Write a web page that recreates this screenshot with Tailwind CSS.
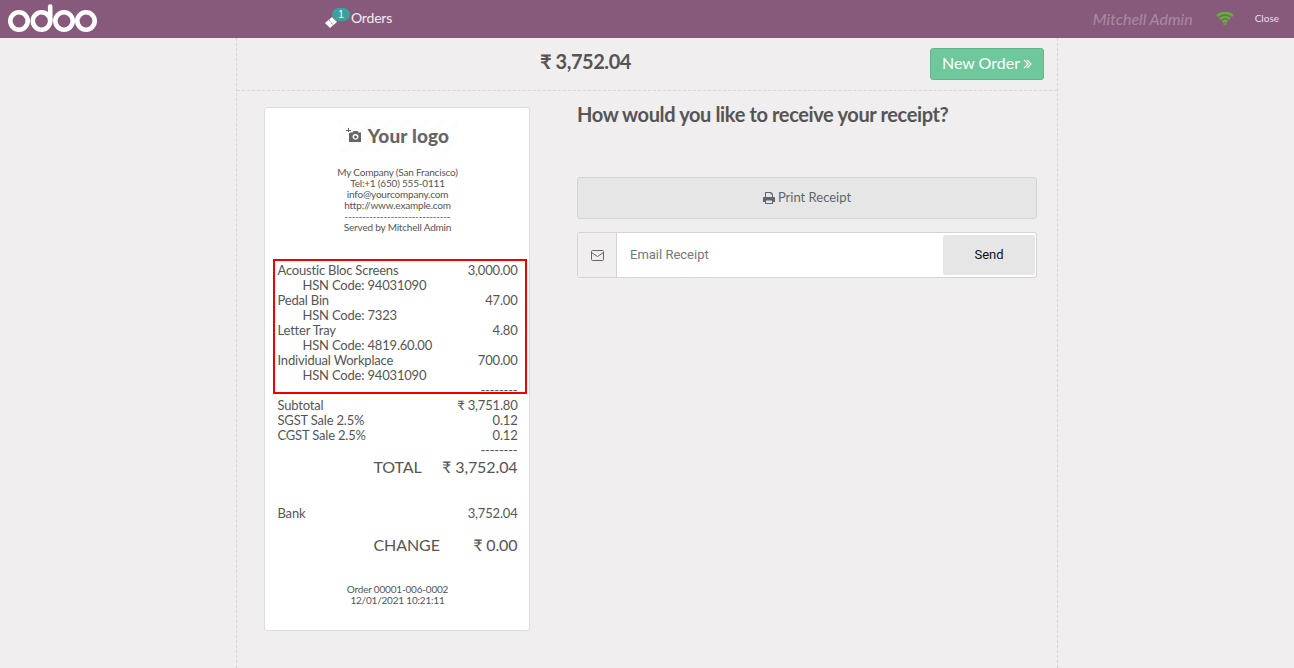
<!DOCTYPE html>
<html>
<head>
<meta charset="utf-8">
<script src="https://cdn.jsdelivr.net/npm/@tailwindcss/browser@4"></script>
</head>
<body class="w-[1294px] h-[668px] overflow-hidden bg-[#f0eeee] font-['Lato','Noto_Sans',sans-serif] text-[#555555]">
<header class="h-[38px] bg-[#875a7b] relative flex items-center text-white">
  <svg class="ml-[8px] w-[90px] h-[38px] shrink-0" viewBox="0 0 90 38" fill="none" stroke="white" stroke-width="4.6">
    <circle cx="11" cy="21" r="8.700" />
    <circle cx="33.500" cy="21" r="8.700" />
    <path d="M42.200 21V6.500" stroke-linecap="round"/>
    <circle cx="56" cy="21" r="8.700" />
    <circle cx="78" cy="21" r="8.700" />
  </svg>
  <div class="ml-[226px] relative flex items-center h-full">
    <svg class="w-[16px] h-[14px] mt-[3px]" viewBox="0 0 16 14"><path fill="white" d="M1 9l7-6 5 5-7 6z"/><path stroke="#875a7b" stroke-width="1" stroke-dasharray="1 1" d="M5 6l4 5"/></svg>
    <span class="absolute left-[8px] top-[8px] h-[13px] w-[18px] rounded-full bg-[#3aa29b] text-[10px] leading-[13px] text-center text-white font-['Liberation_Sans',sans-serif]">1</span>
    <span class="ml-[11px] text-[14px] tracking-[-0.2px] leading-none text-[#f2ecf0] mt-[-3px]">Orders</span>
  </div>
  <div class="ml-auto flex items-center h-full">
    <span class="italic text-[16px] text-white/30 mr-[23px]">Mitchell Admin</span>
    <svg class="w-[18px] h-[14px] mr-[21px] mt-[-2px]" viewBox="0 0 18 14" fill="none" stroke="#5cb531" stroke-width="2.400"><path d="M1 5c4.500-4 11.500-4 16 0"/><path d="M3.800 8c3-2.500 7.400-2.500 10.400 0"/><path d="M6.500 10.800c1.500-1.200 3.500-1.200 5 0"/><circle cx="9" cy="13" r="0.400" fill="#5cb531"/></svg>
    <span class="text-[10px] text-[#e8dfe6] mr-[15px] mt-[-2px]">Close</span>
  </div>
</header>

<main class="relative w-[822px] h-[630px] ml-[236px] border-x border-dashed border-[#d6d4d4]">
  <div class="h-[53px] border-b border-dashed border-[#d9d7d7] relative flex items-center justify-end pr-[13px]">
    <div class="absolute left-[303px] top-[9px] text-[20px] tracking-[-0.45px] leading-[28px] font-bold text-[#555555]">₹ 3,752.04</div>
    <button class="w-[114px] h-[32px] mt-[-1px] rounded-[3px] bg-[#6ec89b] border border-[#62b68c] text-white text-[16px] leading-none flex items-center justify-center">
      <span class="mt-[-2px]">New Order</span>
      <svg class="ml-[3px] w-[9px] h-[10px]" viewBox="0 0 9 10" fill="none" stroke="white" stroke-width="1.100"><path d="M1 1l4 4-4 4M4 1l4 4-4 4"/></svg>
    </button>
  </div>

  <div class="flex items-start pl-[27px]">
    <article class="relative mt-[16px] w-[266px] h-[524px] bg-white border border-[#dcdcdc] rounded-[3px] pl-[12.500px] pr-[11.500px] text-[13px] tracking-[-0.19px] leading-[15px] text-[#555555]">
      <div class="absolute left-[72px] top-[12px] w-[120px] h-[32px] bg-[repeating-linear-gradient(135deg,#fdfdfd_0,#fdfdfd_6px,#ffffff_6px,#ffffff_12px)]"></div>
      <div class="relative h-[39px] pt-[15px] flex items-center justify-center gap-[6px]">
        <svg class="w-[16px] h-[15px]" viewBox="0 0 16 15"><path fill="#666666" fill-rule="evenodd" d="M2 0h1v2h2v1H3v1H2V3H0V2h2zM4 4.500h2.500L7.500 3h4l1 1.500h2.500V14H3V5.500zM9.500 5.800a3 3 0 1 0 .01 0zM9.500 7.400a1.500 1.500 0 1 1-.01 0z"/></svg>
        <span class="text-[19px] leading-none font-black text-[#666666] tracking-[0.15px]">Your logo</span>
      </div>
      <div class="mt-[20px] text-center text-[10px] leading-[11px]">
        <div>My Company (San Francisco)</div>
        <div>Tel:+1 (650) 555-0111</div>
        <div>info@yourcompany.com</div>
        <div>http://www.example.com</div>
        <div>------------------------------</div>
        <div>Served by Mitchell Admin</div>
      </div>
      <div class="mt-[30px]">
        <div class="flex justify-between"><span>Acoustic Bloc Screens</span><span>3,000.00</span></div>
        <div class="pl-[25px]">HSN Code: 94031090</div>
        <div class="flex justify-between"><span>Pedal Bin</span><span>47.00</span></div>
        <div class="pl-[25px]">HSN Code: 7323</div>
        <div class="flex justify-between"><span>Letter Tray</span><span>4.80</span></div>
        <div class="pl-[25px]">HSN Code: 4819.60.00</div>
        <div class="flex justify-between"><span>Individual Workplace</span><span>700.00</span></div>
        <div class="pl-[25px]">HSN Code: 94031090</div>
        <div class="text-right">--------</div>
        <div class="flex justify-between"><span>Subtotal</span><span>₹ 3,751.80</span></div>
        <div class="flex justify-between"><span>SGST Sale 2.5%</span><span>0.12</span></div>
        <div class="flex justify-between"><span>CGST Sale 2.5%</span><span>0.12</span></div>
        <div class="text-right">--------</div>
      </div>
      <div class="ml-auto w-[144px] flex justify-between mt-[-2px] text-[16px] tracking-[-0.1px] leading-[21px]"><span>TOTAL</span><span>₹ 3,752.04</span></div>
      <div class="flex justify-between mt-[29px]"><span>Bank</span><span>3,752.04</span></div>
      <div class="ml-auto w-[144px] flex justify-between mt-[13px] text-[16px] tracking-[-0.1px] leading-[21px]"><span>CHANGE</span><span>₹ 0.00</span></div>
      <div class="mt-[29px] text-center text-[10px] leading-[11px]">
        <div>Order 00001-006-0002</div>
        <div>12/01/2021 10:21:11</div>
      </div>
      <div class="absolute left-[8px] top-[151px] w-[254px] h-[135px] border-2 border-[#ee0000]"></div>
    </article>

    <section class="ml-[47px] w-[460px]">
      <h2 class="mt-[9px] text-[20px] tracking-[-0.37px] leading-[28px] font-bold text-[#555555]">How would you like to receive your receipt?</h2>
      <button class="mt-[49px] w-full h-[42px] bg-[#e6e6e6] border border-[#d4d4d4] rounded-[3px] flex items-center justify-center gap-[3px] text-[13px] text-[#5f6670]">
        <svg class="w-[12px] h-[12px]" viewBox="0 0 12 12"><path fill="currentColor" d="M2 0h6l2 2v3h1c.6 0 1 .4 1 1v4H10v2H2v-2H0V6c0-.6.4-1 1-1h1zM3 1v4h6V2.500H7.500V1zM3 8.500V11h6V8.500z" fill-rule="evenodd"/></svg>
        <span>Print Receipt</span>
      </button>
      <div class="mt-[13px] h-[46px] flex border border-[#d4d4d4] rounded-[3px] overflow-hidden bg-white">
        <div class="w-[39px] shrink-0 bg-[#f0eeee] border-r border-[#d4d4d4] flex items-center justify-center">
          <svg class="w-[13px] h-[11px]" viewBox="0 0 13 11" fill="none" stroke="#666" stroke-width="1"><rect x=".5" y=".5" width="12" height="10" rx="1"/><path d="M.5 2.500l6 4 6-4"/></svg>
        </div>
        <div class="flex-1 pl-[13px] flex items-center text-[13px] text-[#777777] font-['Roboto',sans-serif]">Email Receipt</div>
        <div class="w-[92px] h-[40px] mt-[2px] mr-[1px] bg-[#e6e6e6] rounded-[3px] flex items-center justify-center text-[13px] text-[#111111] font-['Roboto',sans-serif]">Send</div>
      </div>
    </section>
  </div>
</main>
</body>
</html>
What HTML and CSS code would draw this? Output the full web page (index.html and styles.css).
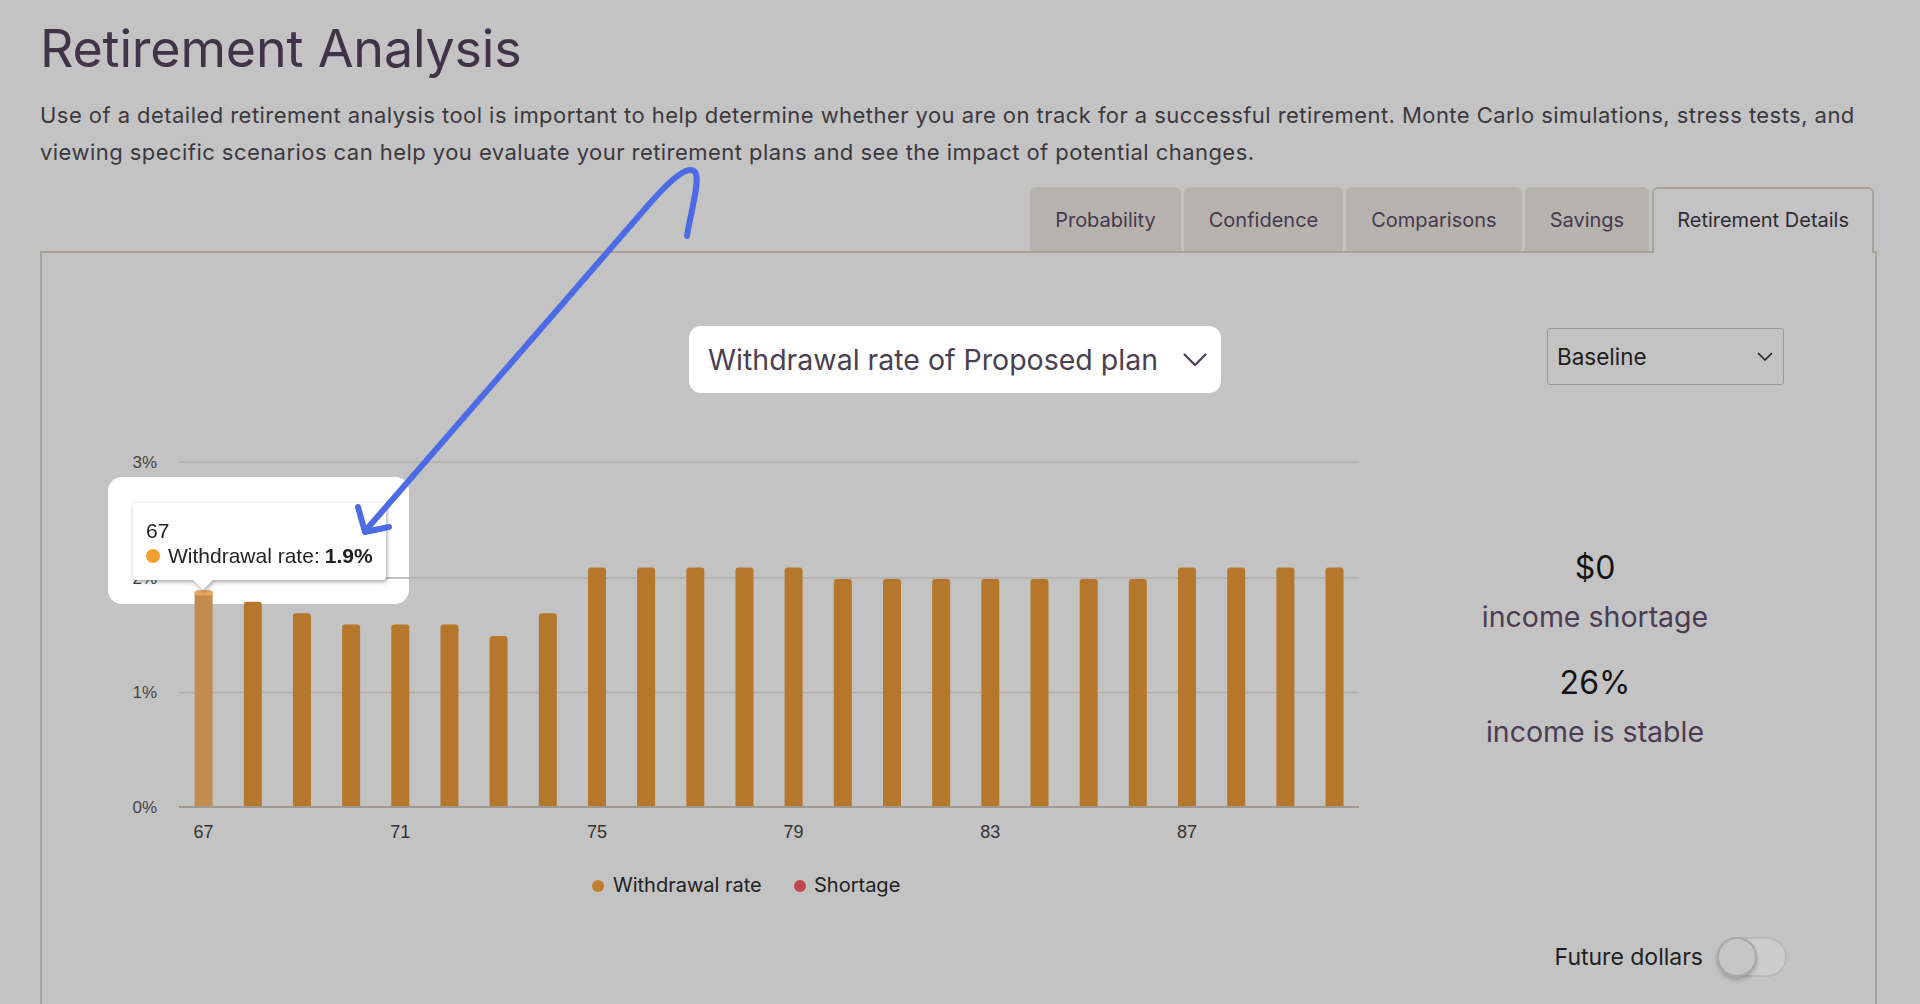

_Task details_: Take every line from the data that contains the word "html".

_Task solution_:
<!DOCTYPE html>
<html>
</html>
What HTML and CSS code would draw this? Output the full web page (index.html and styles.css).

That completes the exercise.